Some parameters in the TPC-DS configuration are unsupported in open source Hive 2 and Hive 3. Replace the incompatible parameter to prevent job failures:

sed -i 's/hive.optimize.sort.dynamic.partition.threshold=0/hive.optimize.sort.dynamic.partition=true/' settings/*.sql

The command makes the following change:

Value
Before hive.optimize.sort.dynamic.partition.threshold=0
After hive.optimize.sort.dynamic.partition=true

Generate and load data

Run the setup script to generate and load data into the tpcds_bin_partitioned_orc_$SF database. For SF=3, this takes approximately 40–50 minutes.

./tpcds-setup.sh $SF

When the command completes successfully, the terminal output looks similar to the following screenshot. If you see this output, the data has been loaded successfully.

初始化

EMR's compute-storage separation architecture stores the generated data in OSS-HDFS automatically.
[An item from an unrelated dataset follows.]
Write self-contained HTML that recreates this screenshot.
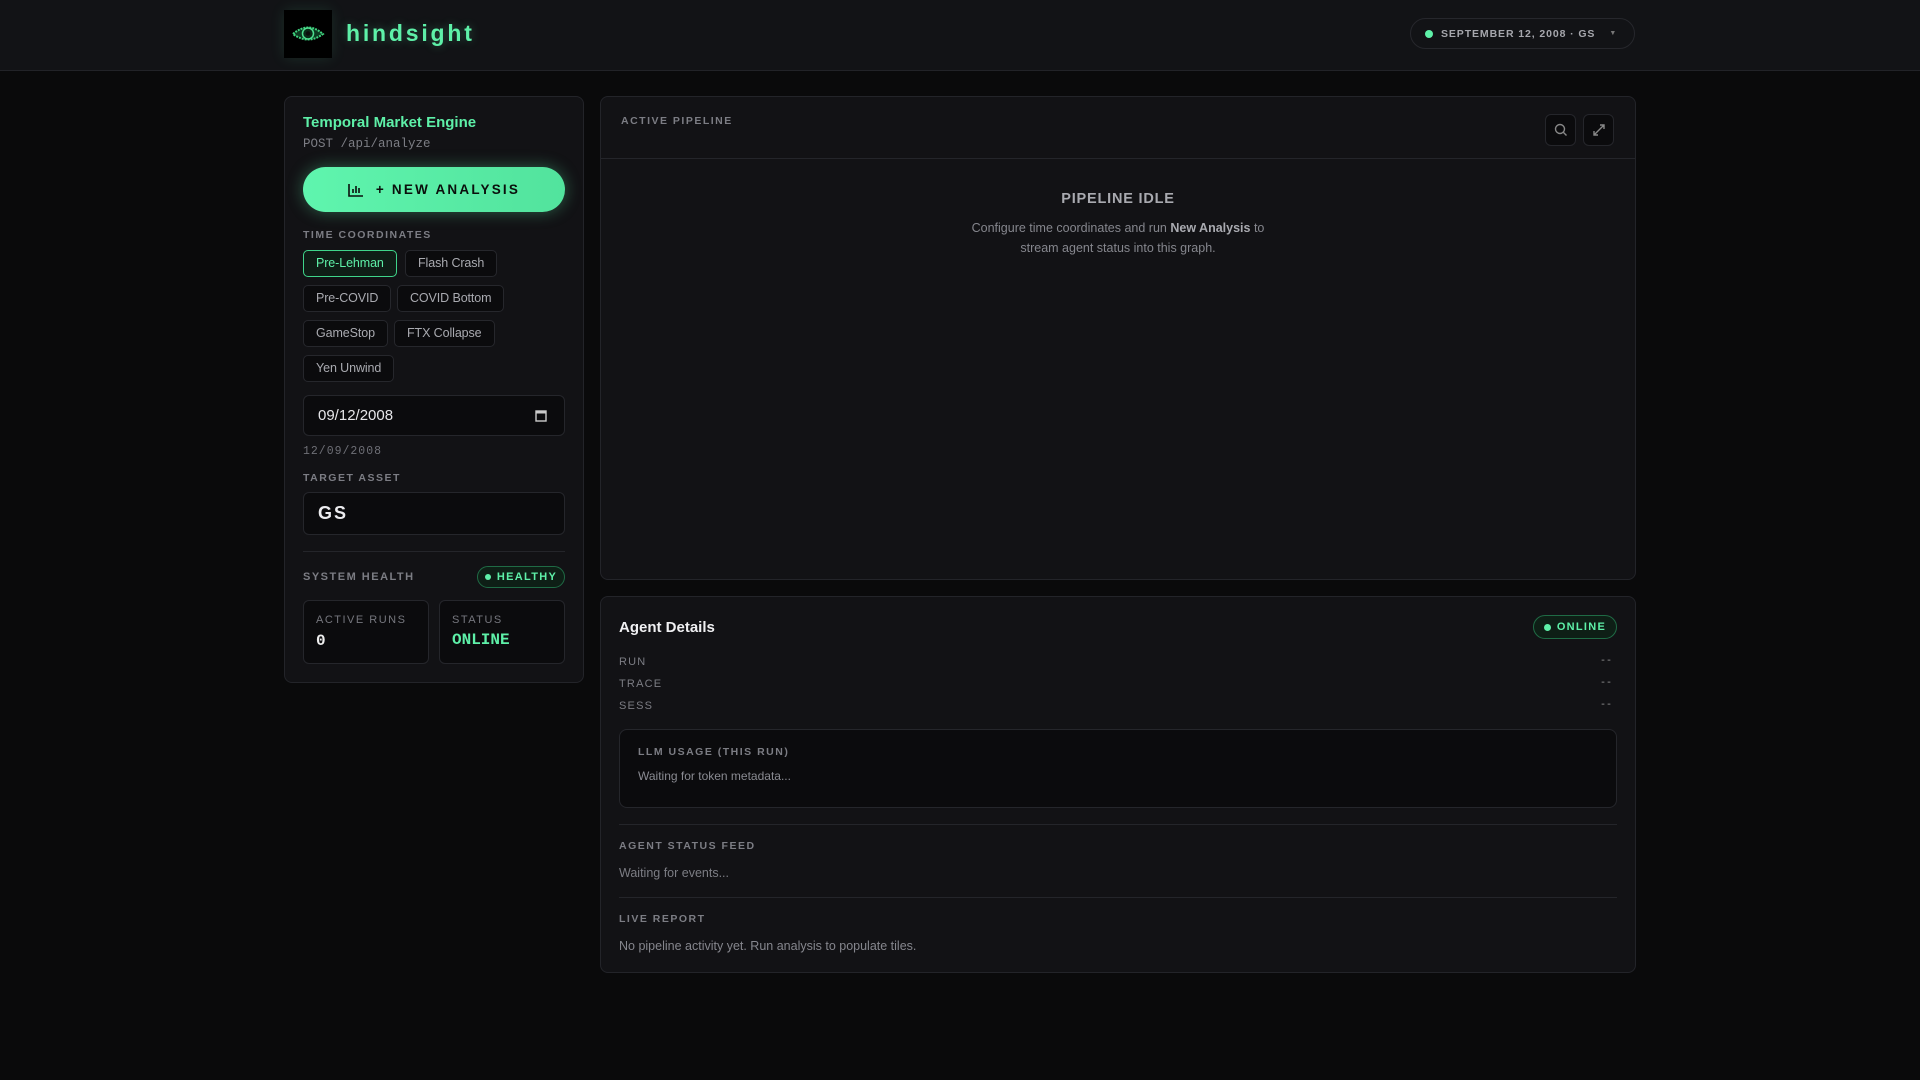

Collect Hive table statistics

Run the ANALYZE command to collect table statistics, which significantly speeds up subsequent SQL queries. For SF=3, this takes approximately 20–30 minutes.

hive -f ./ddl-tpcds/bin_partitioned/analyze.sql \
    --hiveconf hive.execution.engine=tez \
    --database tpcds_bin_partitioned_orc_$SF
Note

Data Lake Formation (DLF) stores the Hive table metadata. After data generation is complete, you can release the EMR cluster and query the TPC-DS data from any other EMR cluster in the same region.

Step 4: Run TPC-DS SQL statements

TPC-DS includes 99 SQL files located in the sample-queries-tpcds directory (for Hive) and spark-queries-tpcds directory (for Spark). Run them using Hive or Spark.

Important

TPC-DS queries and data are randomly generated. Some SQL statements may return no records—this is expected.

Run queries with Hive

Run a single query

For SF=3, each query returns results within 5 minutes.

cd sample-queries-tpcds
hive --database tpcds_bin_partitioned_orc_$SF
set hive.execution.engine=tez;
source query10.sql;

After the query completes, exit Hive.

Run all 99 queries

Use the runSuite.pl script to run all queries in sequence:

cd ~/hive-testbench
# Set Hive execution engine to Tez
echo 'set hive.execution.engine=tez;' > sample-queries-tpcds/testbench.settings
./runSuite.pl tpcds $SF

When all queries complete, the output looks similar to the following screenshot.

批量执行SQL

Run queries with Spark

EMR Spark supports storing tables in HDFS or OSS and storing metadata in DLF.

This section uses Spark Beeline connected to Spark Thrift Server. The Spark SQL files are in the spark-queries-tpcds directory.

  1. Collect Hive table statistics using Spark Beeline:

    cd ~/hive-testbench
    spark-beeline -u jdbc:hive2://master-1-1:10001/tpcds_bin_partitioned_orc_$SF \
      -f ./ddl-tpcds/bin_partitioned/analyze.sql
  2. Switch to the Spark SQL directory:

    cd spark-queries-tpcds/
  3. Run a single query:

    spark-beeline -u jdbc:hive2://master-1-1:10001/tpcds_bin_partitioned_orc_$SF -f q1.sql
  4. Run all 99 queries in sequence. The TPC-DS toolset does not include a script for batch Spark execution—use the following script:

    Important
    • The q30.sql file contains a known bug: the column name c_last_review_date_sk is incorrectly written as c_last_review_date. As a result, the 30th SQL statement fails.

    • If other errors occur when running all 99 queries, see Troubleshooting.

    for q in `ls *.sql`; do
      spark-beeline -u jdbc:hive2://master-1-1:10001/tpcds_bin_partitioned_orc_$SF -f $q > $q.out
    done

Troubleshooting

Spark SQL job submission fails when running all 99 queries

The default Spark Thrift Server memory is too small for large datasets. When a Spark SQL job fails to submit, Spark Thrift Server is likely out of memory. Increase the spark_thrift_daemon_memory parameter and restart Spark Thrift Server.

  1. Go to the Spark service configuration page:

    1. Log on to the EMR console. In the left-side navigation pane, click EMR on ECS.

    2. In the top navigation bar, select the region and resource group of your cluster.

    3. Find the target cluster and click Services in the Actions column.

    4. On the Services tab, find Spark and click Configure.

  2. Increase the spark_thrift_daemon_memory value:

    1. In the search box, enter spark_thrift_daemon_memory.

    2. Set the value to a larger number based on your dataset size.

    3. Click Save, enter an execution reason in the dialog, and click Save.

  3. Restart Spark Thrift Server:

    1. In the upper-right corner of the Spark service page, choose More > Restart.

    2. Enter an execution reason and click OK.

    3. In the confirmation dialog, click OK.